People continue to vote for this candidate or that one, hoping beyond hope that one of them will change the destructive course their country is on but is there any hope?
We are told by our fellow citizens, especially in the United States, that “if you don’t vote you can’t complain!” But isn’t this really a misnomer? When one considers that it is those who are elected who are the source of our problems that would mean that those who vote are, at least indirectly, responsible for our current situation.
And why is this the case I ask you? The answer, in part, I believe, is due to the fact that the candidates who are presented for consideration are all cut from the same piece of statist cloth and are appealing, in some way, to an audience who, though they are inclined towards libertarian ideals, continue to support statism due to the cumulative influences the state has inculcated in them over many years and decades. The quote below from a Lew Rockwell article titled “The Libertarian Paradox” puts it this way:
Why is it so difficult to persuade people of what they implicitly believe already?

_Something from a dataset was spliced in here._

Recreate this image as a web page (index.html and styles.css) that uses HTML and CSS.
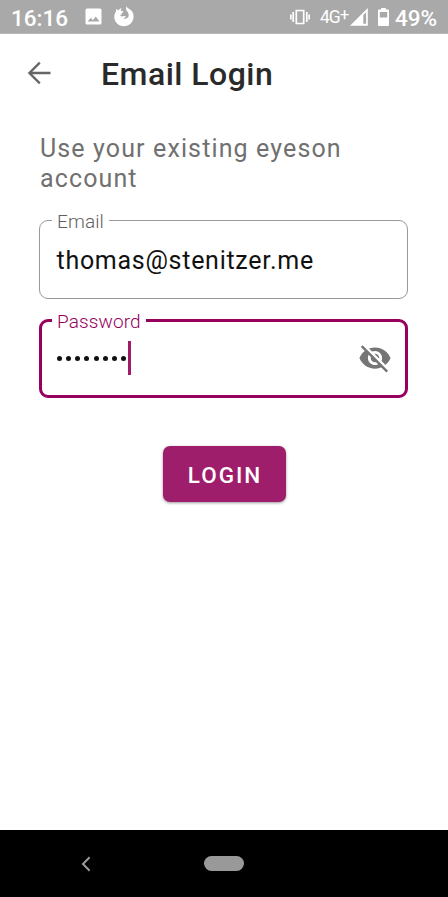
FILE: index.html
```html
<!DOCTYPE html>
<html lang="en">
<head>
<meta charset="utf-8">
<title>Email Login</title>
<link rel="stylesheet" href="styles.css">
</head>
<body>
<div class="status">
  <span class="clock">16:16</span>
  <svg class="photo" width="17" height="17" viewBox="0 0 17 17"><path fill="#fff" fill-rule="evenodd" d="M2 .5h13A1.500 1.500 0 0 1 16.500 2v13a1.500 1.500 0 0 1-1.500 1.500H2A1.500 1.500 0 0 1 .5 15V2A1.500 1.500 0 0 1 2 .5ZM2.500 13.500h12L10.800 8.500l-3 3.800-2-2.500Z"/></svg>
  <svg class="fox" width="20" height="21" viewBox="0 0 20 21"><path fill="#fff" d="M2.100 3c.7.700 1.500 1.100 2.400 1.200C5.500 3 6.600 2.300 8 2.200 7 3.200 6.700 4 6.900 4.900l2.500.4c.2.800-.6 1.200-1.600 1.800l-.2 1.500-1.300.2c0 1 .8 1.700 1.700 1.600l2-.5c1.200-.1 1.700.6 2 .9-.8.100-1.200 1.200-2.800 1.600 2.900 1 5.300-.6 5.500-3.200.1-2.400-1.300-3.400-2-4.500C11.700 3.200 11.800 1.600 12.800.2c.2 1.300 1 2 2.200 2.600 2.900 1.700 4.800 4.500 4.600 8.200-.4 5.300-4.600 9.300-9.700 9.300C4.600 20.300.4 16.300.3 11.100.2 8.800.9 6.900 2.100 5.300Z"/></svg>
  <svg class="vibrate" width="20" height="16" viewBox="0 0 20 16"><path fill="none" stroke="#fff" stroke-width="1.700" d="M6.300 1.500h7.400v13H6.300zM3.200 3v10M16.800 3v10M.8 5.500v5M19.200 5.500v5"/></svg>
  <span class="net">4G<span class="plus">+</span></span>
  <svg class="signal" width="18" height="18" viewBox="0 0 18 18"><path fill="#fff" fill-rule="evenodd" d="M17.800 0v17.700H0ZM13.300 7v8.800h2.800V4.200Z"/></svg>
  <svg class="battery" width="11" height="18" viewBox="0 0 11 18"><path fill="#fff" fill-rule="evenodd" d="M3.200 0h4.600v1.600H10a1 1 0 0 1 1 1V17a1 1 0 0 1-1 1H1a1 1 0 0 1-1-1V2.600a1 1 0 0 1 1-1h2.200ZM1.800 4v5.500h7.400V4Z"/></svg>
  <span class="percent">49%</span>
</div>
<header class="bar">
  <svg width="24" height="24" viewBox="0 0 24 24"><path fill="none" stroke="#666" stroke-width="2.300" d="M23.500 12H2.500M12.800 1.600 2.400 12l10.400 10.400"/></svg>
  <h1>Email Login</h1>
</header>
<main>
  <p class="intro">Use your existing eyeson<br>account</p>
  <fieldset class="field">
    <legend>Email</legend>
    <div class="value">thomas@stenitzer.me</div>
  </fieldset>
  <fieldset class="field active">
    <legend>Password</legend>
    <div class="value">
      <span class="dots"><i></i><i></i><i></i><i></i><i></i><i></i><i></i><i></i></span>
      <span class="caret"></span>
      <svg class="eye" width="34" height="34" viewBox="0 0 24 24">
        <mask id="cut"><path fill="#fff" d="M0 0h24v24H0z"/><path stroke="#000" stroke-width="2" d="m2.300 1.200 21 21"/></mask>
        <path mask="url(#cut)" fill="#757575" d="M12 4.500C7 4.500 2.730 7.610 1 12c1.730 4.390 6 7.500 11 7.500s9.270-3.110 11-7.500c-1.730-4.390-6-7.500-11-7.500zM12 17c-2.760 0-5-2.240-5-5s2.240-5 5-5 5 2.240 5 5-2.240 5-5 5zm0-8c-1.660 0-3 1.340-3 3s1.340 3 3 3 3-1.340 3-3-1.340-3-3-3z"/>
        <path stroke="#757575" stroke-width="1.800" d="M2.600 3.600 20.600 21.600"/>
      </svg>
    </div>
  </fieldset>
  <button class="login" type="button">LOGIN</button>
</main>
<nav>
  <svg width="10" height="16" viewBox="0 0 10 16"><path fill="none" stroke="#999" stroke-width="2" d="M8.600 1.300 2 8l6.600 6.700"/></svg>
  <span class="home"></span>
</nav>
</body>
</html>
```
FILE: styles.css
```css
* { box-sizing: border-box; }
body {
  margin: 0;
  height: 897px;
  display: flex;
  flex-direction: column;
  background: #fff;
  font-family: Roboto, sans-serif;
  overflow: hidden;
}
svg { display: block; flex: none; }
.status {
  height: 34px;
  flex: none;
  display: flex;
  align-items: center;
  padding: 0 0 0 11px;
  background: #a9a9a9;
  border-bottom: 1px solid #b8b8b8;
  color: #fff;
  white-space: nowrap;
}
.clock { width: 74px; font-size: 22.500px; font-weight: 500; line-height: 34px; padding-top: 2px; }
.fox { margin-left: 12px; }
.vibrate { margin-left: 156px; }
.net { width: 31px; margin-left: 10px; font-size: 17.500px; letter-spacing: -1px; }
.plus { font-size: 17px; vertical-align: 3px; line-height: 1px; }
.signal { margin-left: -1px; }
.battery { margin-left: 10px; }
.percent { margin-left: 6px; font-size: 22.500px; font-weight: 500; padding-top: 2px; }
.bar {
  height: 78px;
  flex: none;
  display: flex;
  align-items: center;
  padding-left: 27px;
}
.bar h1 {
  margin: 2px 0 0 50px;
  font-size: 32px;
  font-weight: 500;
  line-height: 40px;
  letter-spacing: 0.480px;
  color: #2a2a2a;
}
main { flex: 1; padding: 0 40px 0 39px; display: flex; flex-direction: column; }
.intro {
  margin: 22px 0 16px;
  padding-left: 1px;
  font-size: 25px;
  line-height: 30px;
  letter-spacing: 1.120px;
  color: #707070;
}
.field {
  width: 369px;
  height: 89px;
  margin: 0 0 11px;
  padding: 0 14px;
  border: 1px solid #999;
  border-radius: 9px;
}
legend {
  height: 20px;
  margin-left: -2px;
  padding: 0 5px;
  font-size: 19px;
  font-weight: 300;
  line-height: 23px;
  letter-spacing: 0.120px;
  color: #606060;
}
.value {
  display: flex;
  align-items: center;
  height: 60px;
  padding-left: 2.500px;
  font-size: 25px;
  letter-spacing: 0.720px;
  color: #111;
}
.active { height: 88px; padding: 0 12px; border: 3px solid #98005d; }
.active legend { color: #98005d; }
.active .value { height: 56px; }
.dots { display: flex; gap: 4.150px; padding-left: 0.500px; }
.dots i { width: 5px; height: 5px; border-radius: 50%; background: #111; }
.caret { width: 3px; height: 34px; margin-left: 2.500px; background: #a01c6a; }
.eye { margin: 0 1.500px 0 auto; }
.login {
  align-self: center;
  width: 123px;
  height: 56px;
  margin: 37px 0 0 1px;
  padding: 2px 0 0 2px;
  border: 0;
  border-radius: 7px;
  background: #9e1e6c;
  box-shadow: 0 1px 3px rgba(0, 0, 0, 0.400);
  color: #fff;
  font: 500 22.500px Roboto, sans-serif;
  letter-spacing: 2px;
}
nav {
  height: 67px;
  flex: none;
  display: flex;
  align-items: center;
  padding-left: 81px;
  background: #000;
}
.home { width: 40px; height: 15px; margin-left: 113px; border-radius: 8px; background: #999; }
```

The reason is not difficult to find. Most people inherit an intellectual schizophrenia from the state that educates them, the media that amuses them, and the intellectuals who propagandize them.
Mr. Rockwell further says:
What we are taught, therefore, from all official channels, is something like the following. For the sake of mankind’s well-being and improvement, some individuals need to exercise power over others. On our own, we would have little if any philanthropic instinct. We would commit the vilest of crimes. Commerce would grind to a halt, innovation would cease, and the arts and sciences would be neglected. The human race would descend to a condition too degraded and appalling to contemplate.

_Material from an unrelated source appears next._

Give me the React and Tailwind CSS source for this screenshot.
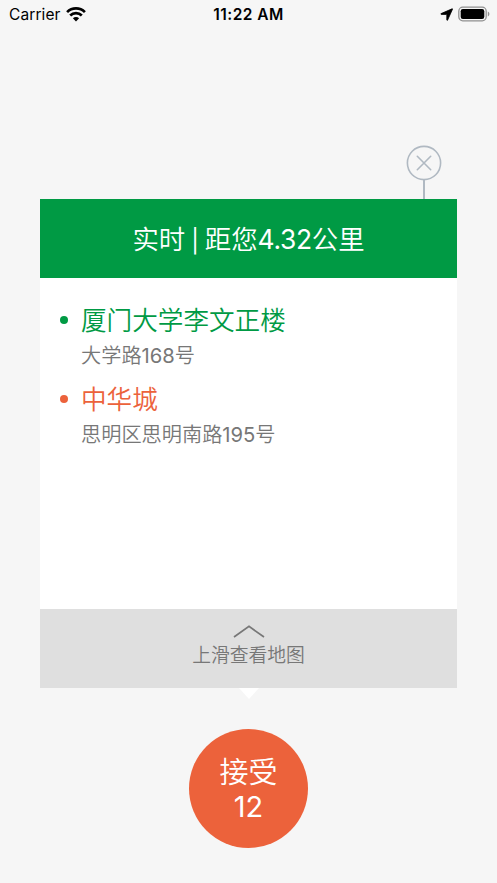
import React, { useState } from 'react';

const STOPS = [
  { id: 'start', name: '厦门大学李文正楼', road: '大学路', number: '168', dot: 'bg-[#009a44]', text: 'text-[#009a44]' },
  { id: 'end', name: '中华城', road: '思明区思明南路', number: '195', dot: 'bg-[#ec623b]', text: 'text-[#ec623b]' },
];

const StatusBar = () => (
  <div className="grid grid-cols-3 items-center h-7 pl-[9px] pr-[7px] text-black">
    <div className="flex items-center gap-[6px]">
      <span className="pt-px text-[15.5px] leading-7 font-normal tracking-[0.1px]">Carrier</span>
      <svg className="-ml-px" width="20" height="15" viewBox="0 0 20 15" fill="none" stroke="currentColor" strokeWidth="2.7">
        <path d="M1.1 5.1a12.6 12.6 0 0 1 17.8 0" />
        <path d="M4.2 8.5a8.2 8.2 0 0 1 11.6 0" />
        <path d="M10 14.4 6.9 11.3a4.4 4.4 0 0 1 6.2 0z" fill="currentColor" stroke="none" />
      </svg>
    </div>
    <span className="pt-px pr-0.5 text-center text-[15.5px] leading-7 font-semibold tracking-[0.45px] whitespace-nowrap">11:22 AM</span>
    <div className="flex items-center justify-end gap-[5px]">
      <svg width="13" height="13" viewBox="0 0 13 13" fill="currentColor" stroke="currentColor" strokeWidth=".8" strokeLinejoin="round">
        <path d="M12.1.8c.3-.1.5.1.4.4L7.6 12.1c-.2.4-.8.4-.8-.1V6.7c0-.2-.1-.3-.3-.3H1.2c-.5 0-.5-.6-.1-.8z" />
      </svg>
      <svg className="-mt-[2px]" width="32" height="16" viewBox="0 0 32 16" fill="none">
        <rect x=".8" y="1.2" width="27.4" height="13.6" rx="4" stroke="#909090" strokeWidth="1.3" />
        <rect x="2.7" y="3" width="23.6" height="10" rx="2.2" fill="#000" />
        <path d="M29.8 5.5v5c1-.4 1.6-1.4 1.6-2.5s-.6-2.1-1.6-2.5z" fill="#909090" />
      </svg>
    </div>
  </div>
);

const Stop = ({ stop }) => (
  <li className="flex">
    <span className={`mt-[18px] ml-5 mr-[13px] size-2 shrink-0 rounded-full ${stop.dot}`}></span>
    <div>
      <h2 className={`pt-px text-[25.6px] leading-[43px] ${stop.text}`}>{stop.name}</h2>
      <p className="text-[20.2px] leading-[27px] h-[34.5px] text-[#777777]">
        {stop.road}<span className="font-normal">{stop.number}</span>号
      </p>
    </div>
  </li>
);

const App = () => {
  const [open, setOpen] = useState(true);

  return (
    <div className="flex flex-col w-full h-[883px] overflow-hidden bg-[#f6f6f6] font-['Inter','Noto_Sans_CJK_SC',sans-serif] font-[350]">
      <StatusBar />

      <div className={`flex flex-col mx-10 mt-[117px] ${open ? '' : 'invisible'}`}>
        <div className="flex flex-col items-center self-end mr-[15px]">
          <button type="button" onClick={() => setOpen(false)} aria-label="关闭" className="block">
            <svg width="36" height="36" viewBox="0 0 36 36" fill="none" stroke="#b0b9c2" strokeWidth="1.6">
              <circle cx="18" cy="18" r="16.6" />
              <path d="m11.3 11.3 13.4 13.4M24.7 11.3 11.3 24.7" strokeLinecap="round" />
            </svg>
          </button>
          <div className="-mt-px w-[1.5px] h-[19px] bg-[#b0b9c2]"></div>
        </div>

        <section className="bg-white">
          <header className="h-[79px] pt-px bg-[#009a44] text-white text-center text-[26.4px] leading-[79px] [word-spacing:-1.5px]">
            实时 <span className="text-[23px] font-normal">|</span> 距您<span className="font-normal tracking-[-0.3px]">4.32</span>公里
          </header>
          <ul className="h-[331px] pt-5">
            {STOPS.map((stop) => <Stop key={stop.id} stop={stop} />)}
          </ul>
          <footer className="flex flex-col items-center h-[79px] pt-4 bg-[#dfdfdf] text-[#777777]">
            <svg width="32" height="13" viewBox="0 0 32 13" fill="none" stroke="currentColor" strokeWidth="1.7">
              <path d="M1 12 16 1.4 31 12" />
            </svg>
            <span className="text-[18.8px] leading-9">上滑查看地图</span>
          </footer>
        </section>
        <svg className="self-center" width="20" height="11" viewBox="0 0 20 11" fill="#fff">
          <path d="M0 0h20L10 11z" />
        </svg>
      </div>

      <button type="button" className="flex flex-col items-center self-center mt-[30px] size-[119px] pt-[27px] rounded-full bg-[#ec623b] text-white text-[29px] leading-[34px]">
        <span>接受</span>
        <span className="font-normal">12</span>
      </button>
    </div>
  );
};

export default App;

Therefore, a single institution needs a monopoly on the initiation of physical force and on the ability to expropriate individuals. That institution will ensure that society is molded according to the proper pattern, that “social justice” is achieved, and that mankind’s deepest aspirations have some chance of fulfillment.
So entrenched in our minds are these ideas that it would hardly occur to most people even to think of them as propaganda. This is simply the truth about the world, people assume. It is the way things are. They cannot be otherwise.

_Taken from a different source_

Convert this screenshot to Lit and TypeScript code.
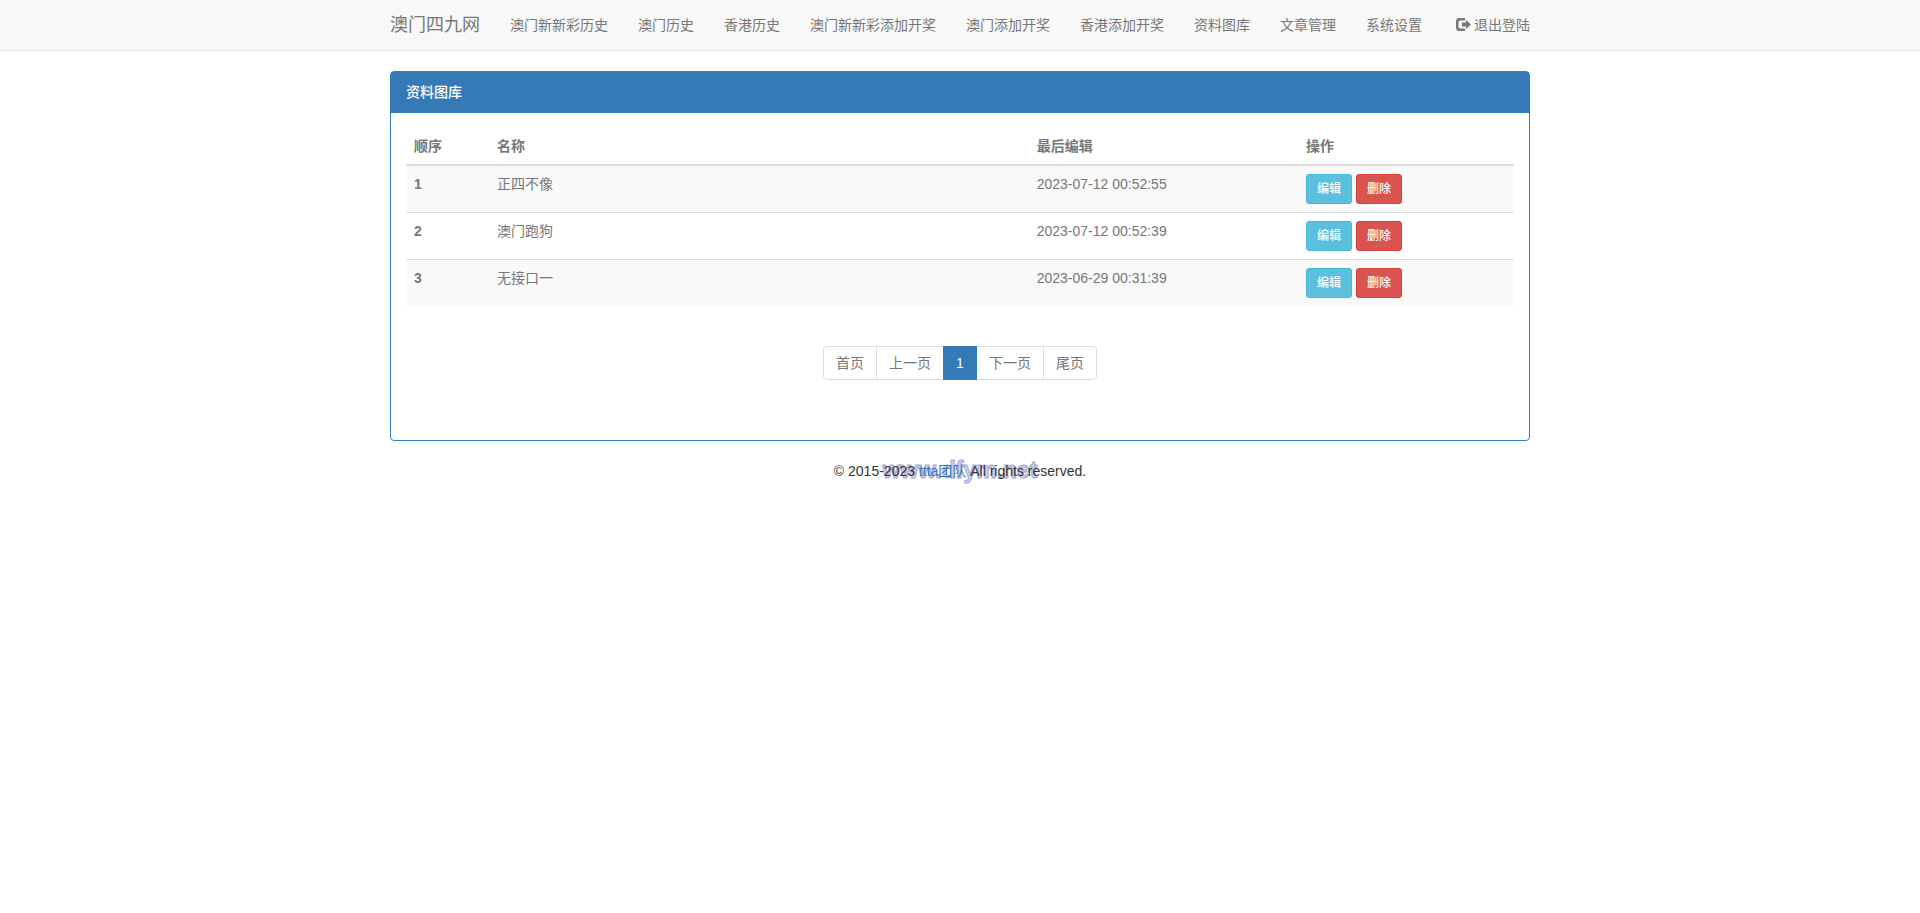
import { LitElement, html, css } from "lit";
import { customElement, state } from "lit/decorators.js";

interface Entry {
  id: number;
  name: string;
  edited: string;
}

@customElement("app-root")
export class AppRoot extends LitElement {
  static styles = css`
    :host {
      display: block;
      min-height: 100vh;
      background: #fff;
      color: #333;
      font: 14px/20px "Liberation Sans", "Noto Sans CJK SC", sans-serif;
    }
    * { box-sizing: border-box; }
    a { color: #337ab7; text-decoration: none; }
    .container {
      max-width: 1170px;
      margin: 0 auto;
      padding: 0 15px;
    }
    .navbar {
      background: #f8f8f8;
      border-bottom: 1px solid #e7e7e7;
      margin-bottom: 20px;
    }
    .bar { display: flex; flex-wrap: wrap; }
    .bar a { display: block; padding: 15px; color: #777; }
    .bar a:hover { color: #333; }
    .bar .brand { padding-left: 0; font-size: 18px; }
    .menu { display: flex; flex-wrap: wrap; list-style: none; margin: 0; padding: 0; }
    .bar .logout {
      display: flex;
      gap: 3px;
      margin-left: auto;
      padding-right: 0;
    }
    .icon { width: 15px; height: 13px; margin-top: 3px; fill: currentColor; }
    .panel { border: 1px solid #337ab7; border-radius: 4px; margin-bottom: 20px; }
    .heading {
      margin: 0;
      padding: 10px 15px 11px;
      background: #337ab7;
      color: #fff;
      font-size: 14px;
      font-weight: 500;
    }
    .body { padding: 15px 15px 60px; color: #777; }
    .table {
      width: 100%;
      table-layout: fixed;
      border-collapse: separate;
      border-spacing: 0;
    }
    .table th, .table td { padding: 8px; text-align: left; vertical-align: top; }
    .table thead th { border-bottom: 2px solid #ddd; }
    .table tbody tr:nth-child(odd) { background: #f9f9f9; }
    .table tbody tr + tr > * { border-top: 1px solid #ddd; }
    .col-order { width: 7.5%; }
    .col-name { width: 48.7%; }
    .col-time { width: 24.3%; }
    .actions { display: flex; gap: 4px; }
    .btn {
      padding: 5px 10px;
      border: 1px solid;
      border-radius: 3px;
      color: #fff;
      font: inherit;
      font-size: 12px;
      font-weight: 500;
      line-height: 18px;
      cursor: pointer;
    }
    .edit { background: #5bc0de; border-color: #46b8da; }
    .delete { background: #d9534f; border-color: #d43f3a; }
    .pages {
      display: flex;
      justify-content: center;
      list-style: none;
      margin: 40px 0 0;
      padding: 0;
    }
    .pages a {
      display: block;
      margin-left: -1px;
      padding: 6px 12px;
      border: 1px solid #ddd;
      color: #777;
    }
    .pages li:first-child a { margin-left: 0; border-radius: 4px 0 0 4px; }
    .pages li:last-child a { border-radius: 0 4px 4px 0; }
    .pages .current {
      position: relative;
      background: #337ab7;
      border-color: #337ab7;
      color: #fff;
    }
    .footer { position: relative; text-align: center; }
    .footer p { position: relative; z-index: 1; margin: 0; }
    .watermark {
      position: absolute;
      inset: 0;
      font-size: 23px;
      font-weight: 700;
      line-height: 18px;
      color: #ccccf2;
      -webkit-text-stroke: 1px #a9a9d0;
      pointer-events: none;
    }
  `;

  private links = [
    "澳门新新彩历史", "澳门历史", "香港历史", "澳门新新彩添加开奖", "澳门添加开奖",
    "香港添加开奖", "资料图库", "文章管理", "系统设置",
  ];

  @state() private entries: Entry[] = [
    { id: 1, name: "正四不像", edited: "2023-07-12 00:52:55" },
    { id: 2, name: "澳门跑狗", edited: "2023-07-12 00:52:39" },
    { id: 3, name: "无接口一", edited: "2023-06-29 00:31:39" },
  ];

  private pages = ["首页", "上一页", "1", "下一页", "尾页"];

  render() {
    return html`
      <nav class="navbar">
        <div class="container bar">
          <a class="brand" href="#">澳门四九网</a>
          <ul class="menu">
            ${this.links.map((l) => html`<li><a href="#">${l}</a></li>`)}
          </ul>
          <a class="logout" href="#">
            <svg class="icon" viewBox="0 0 15 13" aria-hidden="true">
              <path d="M9 0H3.5Q0 0 0 3.5V9.500Q0 13 3.500 13H9V10.500H4Q2.500 10.500 2.500 9V4Q2.500 2.500 4 2.500H9Z" />
              <path d="M10 2L15 6.500L10 11V8.500H6V4.500H10Z" />
            </svg>退出登陆</a>
        </div>
      </nav>
      <main class="container">
        <section class="panel">
          <h3 class="heading">资料图库</h3>
          <div class="body">
            <table class="table">
              <thead>
                <tr>
                  <th class="col-order" scope="col">顺序</th>
                  <th class="col-name" scope="col">名称</th>
                  <th class="col-time" scope="col">最后编辑</th>
                  <th scope="col">操作</th>
                </tr>
              </thead>
              <tbody>
                ${this.entries.map((e) => html`
                  <tr>
                    <th scope="row">${e.id}</th>
                    <td>${e.name}</td>
                    <td>${e.edited}</td>
                    <td>
                      <div class="actions">
                        <button class="btn edit" type="button">编辑</button>
                        <button class="btn delete" type="button">删除</button>
                      </div>
                    </td>
                  </tr>`)}
              </tbody>
            </table>
            <ul class="pages">
              ${this.pages.map((p) => html`<li><a class=${p === "1" ? "current" : ""} href="#">${p}</a></li>`)}
            </ul>
          </div>
        </section>
      </main>
      <footer class="container footer">
        <p>© 2015-2023 <a href="#">ttta团队</a> All rights reserved.</p>
        <div class="watermark">www.dfym.net</div>
      </footer>
    `;
  }
}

“But” as Lew iterates, “what if they can?” What if things could be different? What if we didn’t need this parasitical entity called “the State” to hold society together and create, so called, equality or all the other things we are told “they” necessarily provide.
If you really care about real liberty and real freedom for yourself and your posterity it is expedient that you learn how things could, would and frankly, should work in a libertarian society. There is, in my opinion, no hope in supporting the current, irreparable system.